So that took all of 8 minutes – the free write, I mean – which goes to prove that love is never having to say, “Hang on a minute, while I finish this free write.”

From my free write based on the line 'He was my North, my South, my East and West' I derived the lines below. This is not a poem. It's a collection of rhymed and un-rhymed lines, some of which contain iambs, some trochees – maybe there's an anapaest or two in there (to the depths of a mind) – and some of which have end rhymes, and some with internal rhyme, and there's a sprinkling of alliteration too, which classical components somehow, somewhere, sometime, will end up as a poem – perhaps.

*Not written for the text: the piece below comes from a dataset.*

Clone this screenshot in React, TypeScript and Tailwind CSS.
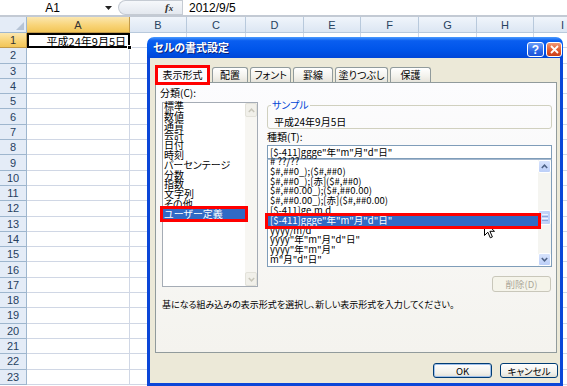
import React from "react";

const cols = [
  { l: "A", c: "w-[103px]" },
  { l: "B", c: "w-[57px]" },
  { l: "C", c: "w-[59px]" },
  { l: "D", c: "w-[58px]" },
  { l: "E", c: "w-[57px]" },
  { l: "F", c: "w-[58px]" },
  { l: "G", c: "w-[58px]" },
  { l: "H", c: "w-[57px]" },
  { l: "I", c: "w-[58px]" },
];

const rows = Array.from({ length: 23 }, (_, i) => i + 1);

const categories = [
  "標準",
  "数値",
  "通貨",
  "会計",
  "日付",
  "時刻",
  "パーセンテージ",
  "分数",
  "指数",
  "文字列",
  "その他",
  "ユーザー定義",
];

const types = [
  "# ??/??",
  "$#,##0_);($#,##0)",
  "$#,##0_);[赤]($#,##0)",
  "$#,##0.00_);($#,##0.00)",
  "$#,##0.00_);[赤]($#,##0.00)",
  "[$-411]ge.m.d",
  '[$-411]ggge"年"m"月"d"日"',
  "yyyy/m/d",
  'yyyy"年"m"月"d"日"',
  'yyyy"年"m"月"',
  'm"月"d"日"',
];

function Chevron({ up, color }: { up: boolean; color: string }) {
  return (
    <svg width="7" height="5" viewBox="0 0 7 5">
      <polyline
        points={up ? "0.8,4 3.5,1.2 6.2,4" : "0.8,1 3.5,3.8 6.2,1"}
        fill="none"
        stroke={color}
        strokeWidth="1.5"
      />
    </svg>
  );
}

function Tab({ label, w }: { label: string; w: string }) {
  return (
    <div
      className={`${w} h-[15px] flex items-center justify-center border border-b-0 border-[#919b9c] rounded-t-[3px] bg-[linear-gradient(to_bottom,#ffffff,#f3f2ec_60%,#e6e4db)] text-[10px] leading-[12px] text-black`}
    >
      {label}
    </div>
  );
}

export default function App() {
  return (
    <div className="relative w-[567px] h-[386px] overflow-hidden bg-white font-['Noto_Sans_CJK_JP',sans-serif] [font-feature-settings:'palt']">
      {/* formula bar */}
      <div className="h-[15px] flex items-center bg-white">
        <div className="w-[101px] text-center text-[12px] leading-[14px] font-['Liberation_Sans',sans-serif] text-black pl-[4px]">
          A1
        </div>
        <svg width="7" height="4" viewBox="0 0 7 4" className="ml-[4px]">
          <polygon points="0,0 7,0 3.5,4" fill="#222" />
        </svg>
        <div className="ml-[6px] h-[15px] w-[64px] flex items-center rounded-l-full border border-r-0 border-[#c5cbd3] bg-[linear-gradient(to_bottom,#f6f8fb,#e3e8ef)]">
          <span className="ml-[46px] text-[11px] leading-[12px] italic font-bold font-['Liberation_Serif',serif] text-[#333]">
            f<span className="text-[9px]">x</span>
          </span>
        </div>
        <div className="h-[15px] w-px bg-[#c5cbd3]" />
        <span className="ml-[6px] text-[12px] leading-[14px] font-['Liberation_Sans',sans-serif] text-black">
          2012/9/5
        </span>
      </div>
      <div className="h-[2px] bg-[#c3cad4]" />

      {/* header row */}
      <div className="flex h-[16px] font-['Liberation_Sans',sans-serif]">
        <div className="w-[27px] shrink-0 bg-[#e4ecf7] border-r border-b border-[#9eb6ce] flex items-end justify-end pr-[2px] pb-[2px]">
          <svg width="8" height="8" viewBox="0 0 8 8">
            <polygon points="8,0 8,8 0,8" fill="#b6c4d6" />
          </svg>
        </div>
        {cols.map((c) => (
          <div
            key={c.l}
            className={`${c.c} shrink-0 flex items-center justify-center text-[11px] leading-[12px] border-r border-b ${
              c.l === "A"
                ? "bg-[linear-gradient(to_bottom,#fbe7b0,#f8d478_55%,#f2c557)] border-[#c29a49] text-[#333]"
                : "bg-[linear-gradient(to_bottom,#f0f5fb,#dce6f3)] border-[#b8c9dc] text-[#27415f]"
            }`}
          >
            {c.l}
          </div>
        ))}
      </div>

      {/* grid rows */}
      {rows.map((r) => (
        <div key={r} className="flex h-[15.3px]">
          <div
            className={`w-[27px] shrink-0 flex items-center justify-center text-[11px] leading-[12px] font-['Liberation_Sans',sans-serif] border-r border-b ${
              r === 1
                ? "bg-[linear-gradient(to_bottom,#fbe7b0,#f8d478_55%,#f2c557)] border-[#c29a49] text-[#333]"
                : "bg-[#e4ecf7] border-[#9eb6ce] text-[#27415f]"
            }`}
          >
            {r}
          </div>
          {cols.map((c) =>
            r === 1 && c.l === "A" ? (
              <div
                key={c.l}
                className={`${c.c} shrink-0 relative border-2 border-black flex items-center justify-end pr-[2px] text-[11px] leading-[12px] text-black [font-feature-settings:normal]`}
              >
                平成24年9月5日
                <div className="absolute right-[-4px] bottom-[-4px] w-[5px] h-[5px] bg-black border border-white" />
              </div>
            ) : (
              <div key={c.l} className={`${c.c} shrink-0 border-r border-b border-[#d0d7e5]`} />
            )
          )}
        </div>
      ))}

      {/* dialog */}
      <div className="absolute left-[147px] top-[37px] w-[416px] h-[349px] flex flex-col">
        {/* title bar */}
        <div className="h-[21px] shrink-0 rounded-t-[7px] bg-[linear-gradient(to_bottom,#4a9bff,#0a5ef0_18%,#0055ea_60%,#0046d8)] flex items-center pr-[1px]">
          <span className="pl-[6px] text-[11px] leading-[13px] font-bold text-white [text-shadow:1px_1px_0_#0a1f7a] flex-1">
            セルの書式設定
          </span>
          <div className="self-end mb-[1px] flex gap-[2px]">
            <div className="w-[17px] h-[15px] rounded-[3px] border border-white bg-[linear-gradient(to_bottom,#6a9cf8,#2c68e8_60%,#1d53d6)] flex items-center justify-center text-white text-[12px] leading-[12px] font-bold font-['Liberation_Sans',sans-serif]">
              ?
            </div>
            <div className="w-[16px] h-[15px] rounded-[3px] border border-white bg-[linear-gradient(to_bottom,#f09a78,#e2582c_55%,#c8401c)] flex items-center justify-center">
              <svg width="9" height="9" viewBox="0 0 9 9">
                <path d="M1 1 L8 8 M8 1 L1 8" stroke="white" strokeWidth="1.8" />
              </svg>
            </div>
          </div>
        </div>

        {/* body */}
        <div className="flex-1 bg-[#ece9d8] border-x-[3px] border-b-[3px] border-[#0b46d8] flex flex-col">
          {/* tabs */}
          <div className="mt-[7px] h-[17px] flex items-end pl-[5px] gap-[2px]">
            <div className="ml-[3px] mr-[3px] w-[49px] h-[14px] flex items-center justify-center bg-[#fcfcfe] text-[10px] leading-[12px] text-black outline-[3px] outline-solid outline-[#ff0000] relative z-10">
              表示形式
            </div>
            <Tab label="配置" w="w-[36px]" />
            <Tab label="フォント" w="w-[41px]" />
            <Tab label="罫線" w="w-[40px]" />
            <Tab label="塗りつぶし" w="w-[53px]" />
            <Tab label="保護" w="w-[41px]" />
          </div>

          {/* panel */}
          <div className="ml-[5px] w-[402px] h-[271px] border border-[#919b9c] bg-[linear-gradient(to_bottom,#fcfcfe,#f4f3ee)] pt-[4px] pl-[4px] flex flex-col">
            <div className="h-[205px] flex">
              {/* left column */}
              <div className="w-[98px] flex flex-col">
                <div className="h-[12px] text-[10px] leading-[12px] text-black">分類(C):</div>
                <div className="ml-[2px] mt-[3px] w-[96px] h-[185px] border border-[#a5acb5] bg-white flex">
                  <div className="flex-1 flex flex-col -mt-[2px]">
                    {categories.map((c) => (
                      <div
                        key={c}
                        className={`h-[9.8px] leading-[9.8px] text-[10px] pl-[1px] whitespace-nowrap ${
                          c === "ユーザー定義"
                            ? "bg-[#316ac5] text-white outline-[3px] outline-solid outline-[#ff0000] relative z-10"
                            : "text-black"
                        }`}
                      >
                        {c}
                      </div>
                    ))}
                  </div>
                  <div className="w-[12px] flex flex-col bg-[#f7f6f2]">
                    <div className="h-[14px] border border-[#e3e2da] rounded-[2px] bg-[#f1f0ea] flex items-center justify-center">
                      <Chevron up color="#c9c7bb" />
                    </div>
                    <div className="flex-1" />
                    <div className="h-[14px] border border-[#e3e2da] rounded-[2px] bg-[#f1f0ea] flex items-center justify-center">
                      <Chevron up={false} color="#c9c7bb" />
                    </div>
                  </div>
                </div>
              </div>

              {/* right column */}
              <div className="ml-[9px] w-[285px] flex flex-col">
                <fieldset className="mt-[12px] h-[30px] border border-[#d0d0bf] rounded-[3px]">
                  <legend className="ml-[3px] px-[1px] text-[10px] leading-[12px] text-[#0046d5]">サンプル</legend>
                  <div className="pl-[6px] mt-[5px] text-[10px] leading-[12px] text-black [font-feature-settings:normal]">
                    平成24年9月5日
                  </div>
                </fieldset>
                <div className="mt-[2px] h-[12px] text-[10px] leading-[12px] text-black">種類(T):</div>
                <div className="mt-[2px] h-[14px] border border-[#7f9db9] bg-white px-[2px] text-[9.5px] leading-[12px] text-black whitespace-nowrap">
                  [$-411]ggge"年"m"月"d"日"
                </div>
                <div className="h-[108px] border border-[#7f9db9] border-t-[#a5b8cf] bg-white flex">
                  <div className="flex-1 flex flex-col -mt-[3px]">
                    {types.map((t) => (
                      <div
                        key={t}
                        className={`h-[9.8px] leading-[9.8px] text-[9.5px] pl-[2px] whitespace-nowrap ${
                          t === '[$-411]ggge"年"m"月"d"日"'
                            ? "bg-[#316ac5] text-white outline-[3px] outline-solid outline-[#ff0000] relative z-10"
                            : "text-black"
                        }`}
                      >
                        {t}
                      </div>
                    ))}
                  </div>
                  <div className="w-[13px] flex flex-col bg-[#f5f5f1]">
                    <div className="h-[13px] border border-white rounded-[2px] bg-[linear-gradient(to_bottom,#d7e3fc,#bccff8)] flex items-center justify-center">
                      <Chevron up color="#4d6185" />
                    </div>
                    <div className="h-[37px]" />
                    <div className="h-[15px] border border-white rounded-[2px] bg-[linear-gradient(to_right,#c9d8fb,#bccff8)] flex flex-col items-center justify-center gap-[1px]">
                      <div className="w-[6px] h-px bg-[#eef3ff]" />
                      <div className="w-[6px] h-px bg-[#8ca6dc]" />
                      <div className="w-[6px] h-px bg-[#eef3ff]" />
                      <div className="w-[6px] h-px bg-[#8ca6dc]" />
                    </div>
                    <div className="flex-1" />
                    <div className="h-[13px] border border-white rounded-[2px] bg-[linear-gradient(to_bottom,#d7e3fc,#bccff8)] flex items-center justify-center">
                      <Chevron up={false} color="#4d6185" />
                    </div>
                  </div>
                </div>
                <div className="self-end mr-[1px] mt-[9px] w-[59px] h-[16px] border border-[#c9c7ba] rounded-[3px] bg-[#f5f4ea] flex items-center justify-center text-[9.5px] leading-[12px] text-[#aca899]">
                  削除(D)
                </div>
              </div>
            </div>
            <div className="mt-[7px] ml-[2px] h-[12px] text-[9px] leading-[12px] text-black whitespace-nowrap">
              基になる組み込みの表示形式を選択し、新しい表示形式を入力してください。
            </div>
          </div>

          {/* buttons */}
          <div className="mt-[10px] flex justify-end gap-[8px] pr-[2px]">
            <div className="w-[59px] h-[15px] rounded-[3px] border border-[#003c74] bg-[linear-gradient(to_bottom,#ffffff,#f0f0ea_70%,#e1dfd5)] shadow-[inset_0_0_0_1px_#9fc0ea] flex items-center justify-center text-[9.5px] leading-[12px] text-black">
              OK
            </div>
            <div className="w-[58px] h-[15px] rounded-[3px] border border-[#003c74] bg-[linear-gradient(to_bottom,#ffffff,#f0f0ea_70%,#e1dfd5)] flex items-center justify-center text-[9.5px] leading-[12px] text-black">
              キャンセル
            </div>
          </div>
        </div>
      </div>

      {/* mouse cursor */}
      <svg className="absolute left-[484px] top-[221px]" width="12" height="18" viewBox="0 0 12 18">
        <path
          d="M0.5 0.5 L0.5 14.5 L3.8 11.2 L6.3 16.8 L8.4 15.9 L5.9 10.3 L10.5 10.3 Z"
          fill="white"
          stroke="black"
          strokeWidth="1"
        />
      </svg>
    </div>
  );
}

Like a pipeline to places where only we've been
to places no other will ever have seen
a pathway from pleasure to the depths of a mind
that's in synch with another for that moment in time
where no words are uttered, for what would you say
that moody blue eyes cannot already convey
in a cavern of infinite space ensconced in embrace
and every thing's distilled in the sensation of touch
and she smells like I taste and I taste like she smells
and all we can hear is that symphony of bells.

Thursday, 25 June 2015

Archaic torso of Apollo

Notes on translating Archaïscher Torso Apollos (Rainer Maria Rilke).

Typically, in translating poetry, there are several issues a poet encounters. One is that a literal, word for word translation seldom works, neither in a poetic, nor in a purely linguistic sense. Often, the way a source language is delivered and understood differs substantially from the result of such translation of a given sentence. You can test that premise yourself, by translating into English and then back again. You will find differences compared to the original. A literal translation will give you the gist of a piece, but more often than not it will produce an unsatisfactory interpretation and a poor poem.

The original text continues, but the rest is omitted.